* [Data for this exercise]
>>>>

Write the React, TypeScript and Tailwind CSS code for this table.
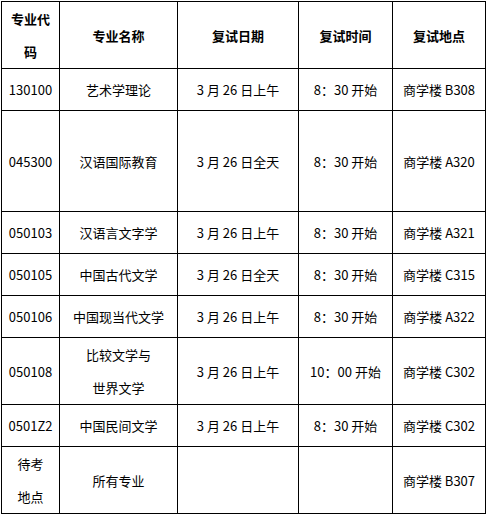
/**
 * 复试安排表
 */

type Row = {
  code: string[];
  name: string[];
  date: string;
  time: string;
  place: string;
  h: string;
};

const ROWS: Row[] = [
  { code: ['130100'], name: ['艺术学理论'], date: '3 月 26 日上午', time: '8：30 开始', place: '商学楼 B308', h: 'h-[42px]' },
  { code: ['045300'], name: ['汉语国际教育'], date: '3 月 26 日全天', time: '8：30 开始', place: '商学楼 A320', h: 'h-[101px]' },
  { code: ['050103'], name: ['汉语言文字学'], date: '3 月 26 日上午', time: '8：30 开始', place: '商学楼 A321', h: 'h-[42px]' },
  { code: ['050105'], name: ['中国古代文学'], date: '3 月 26 日全天', time: '8：30 开始', place: '商学楼 C315', h: 'h-[42px]' },
  { code: ['050106'], name: ['中国现当代文学'], date: '3 月 26 日上午', time: '8：30 开始', place: '商学楼 A322', h: 'h-[42px]' },
  { code: ['050108'], name: ['比较文学与', '世界文学'], date: '3 月 26 日上午', time: '10：00 开始', place: '商学楼 C302', h: 'h-[67px]' },
  { code: ['0501Z2'], name: ['中国民间文学'], date: '3 月 26 日上午', time: '8：30 开始', place: '商学楼 C302', h: 'h-[42px]' },
  { code: ['待考', '地点'], name: ['所有专业'], date: '', time: '', place: '商学楼 B307', h: 'h-[67px]' },
];

const cell = 'border border-black text-center align-middle p-0 leading-[33px]';

function Lines({ lines }: { lines: string[] }) {
  return (
    <>
      {lines.map((l) => (
        <div key={l}>{l}</div>
      ))}
    </>
  );
}

export default function App() {
  return (
    <div className="bg-white w-[487px] h-[515px] pl-[1px] pt-[1px] text-[13px] text-black"
      style={{ fontFamily: '"Noto Sans CJK SC", "Noto Sans", sans-serif' }}>
      <table className="table-fixed border-collapse w-[484px]">
        <colgroup>
          <col className="w-[58px]" />
          <col className="w-[118px]" />
          <col className="w-[121px]" />
          <col className="w-[94px]" />
          <col className="w-[93px]" />
        </colgroup>
        <thead>
          <tr className="h-[67px] font-bold">
            <th className={cell}><Lines lines={['专业代', '码']} /></th>
            <th className={cell}>专业名称</th>
            <th className={cell}>复试日期</th>
            <th className={cell}>复试时间</th>
            <th className={cell}>复试地点</th>
          </tr>
        </thead>
        <tbody>
          {ROWS.map((r) => (
            <tr key={r.code.join('')} className={r.h}>
              <td className={cell}><Lines lines={r.code} /></td>
              <td className={cell}><Lines lines={r.name} /></td>
              <td className={cell}>{r.date}</td>
              <td className={cell}>{r.time}</td>
              <td className={cell}>{r.place}</td>
            </tr>
          ))}
        </tbody>
      </table>
    </div>
  );
}
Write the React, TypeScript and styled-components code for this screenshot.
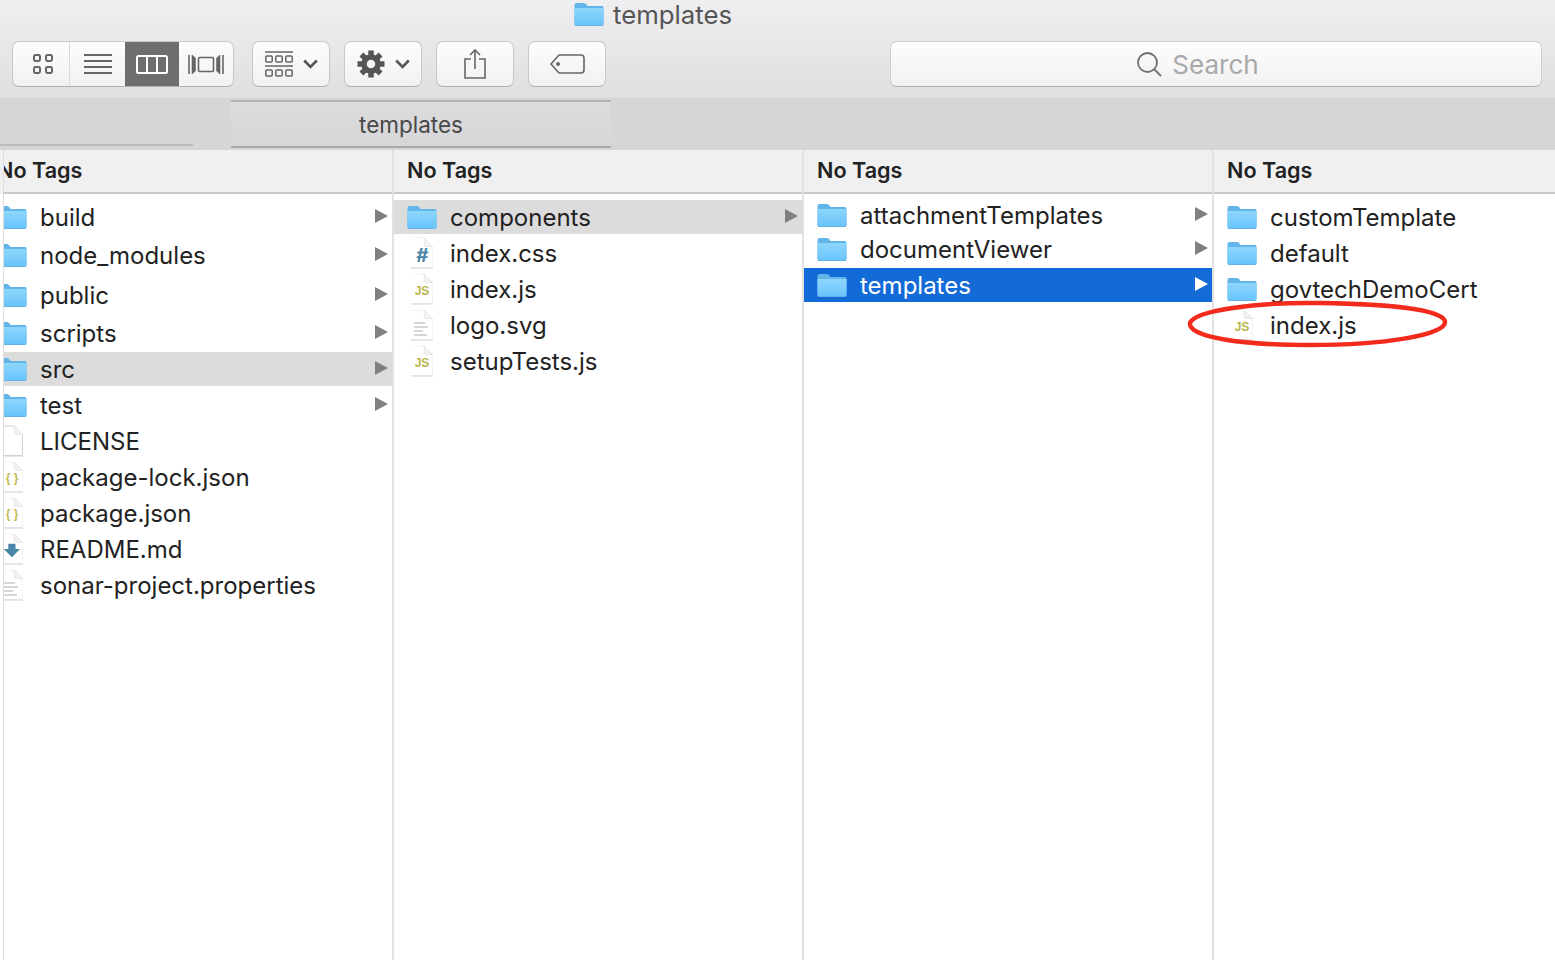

<<<<

* [Written instruction]
Take the listing above and print it exactly, apart from the pictures.

* [Answer to the problem]
Write the React, TypeScript and Tailwind CSS code for this table.
/**
 * 复试安排表
 */

type Row = {
  code: string[];
  name: string[];
  date: string;
  time: string;
  place: string;
  h: string;
};

const ROWS: Row[] = [
  { code: ['130100'], name: ['艺术学理论'], date: '3 月 26 日上午', time: '8：30 开始', place: '商学楼 B308', h: 'h-[42px]' },
  { code: ['045300'], name: ['汉语国际教育'], date: '3 月 26 日全天', time: '8：30 开始', place: '商学楼 A320', h: 'h-[101px]' },
  { code: ['050103'], name: ['汉语言文字学'], date: '3 月 26 日上午', time: '8：30 开始', place: '商学楼 A321', h: 'h-[42px]' },
  { code: ['050105'], name: ['中国古代文学'], date: '3 月 26 日全天', time: '8：30 开始', place: '商学楼 C315', h: 'h-[42px]' },
  { code: ['050106'], name: ['中国现当代文学'], date: '3 月 26 日上午', time: '8：30 开始', place: '商学楼 A322', h: 'h-[42px]' },
  { code: ['050108'], name: ['比较文学与', '世界文学'], date: '3 月 26 日上午', time: '10：00 开始', place: '商学楼 C302', h: 'h-[67px]' },
  { code: ['0501Z2'], name: ['中国民间文学'], date: '3 月 26 日上午', time: '8：30 开始', place: '商学楼 C302', h: 'h-[42px]' },
  { code: ['待考', '地点'], name: ['所有专业'], date: '', time: '', place: '商学楼 B307', h: 'h-[67px]' },
];

const cell = 'border border-black text-center align-middle p-0 leading-[33px]';

function Lines({ lines }: { lines: string[] }) {
  return (
    <>
      {lines.map((l) => (
        <div key={l}>{l}</div>
      ))}
    </>
  );
}

export default function App() {
  return (
    <div className="bg-white w-[487px] h-[515px] pl-[1px] pt-[1px] text-[13px] text-black"
      style={{ fontFamily: '"Noto Sans CJK SC", "Noto Sans", sans-serif' }}>
      <table className="table-fixed border-collapse w-[484px]">
        <colgroup>
          <col className="w-[58px]" />
          <col className="w-[118px]" />
          <col className="w-[121px]" />
          <col className="w-[94px]" />
          <col className="w-[93px]" />
        </colgroup>
        <thead>
          <tr className="h-[67px] font-bold">
            <th className={cell}><Lines lines={['专业代', '码']} /></th>
            <th className={cell}>专业名称</th>
            <th className={cell}>复试日期</th>
            <th className={cell}>复试时间</th>
            <th className={cell}>复试地点</th>
          </tr>
        </thead>
        <tbody>
          {ROWS.map((r) => (
            <tr key={r.code.join('')} className={r.h}>
              <td className={cell}><Lines lines={r.code} /></td>
              <td className={cell}><Lines lines={r.name} /></td>
              <td className={cell}>{r.date}</td>
              <td className={cell}>{r.time}</td>
              <td className={cell}>{r.place}</td>
            </tr>
          ))}
        </tbody>
      </table>
    </div>
  );
}
Write the React, TypeScript and styled-components code for this screenshot.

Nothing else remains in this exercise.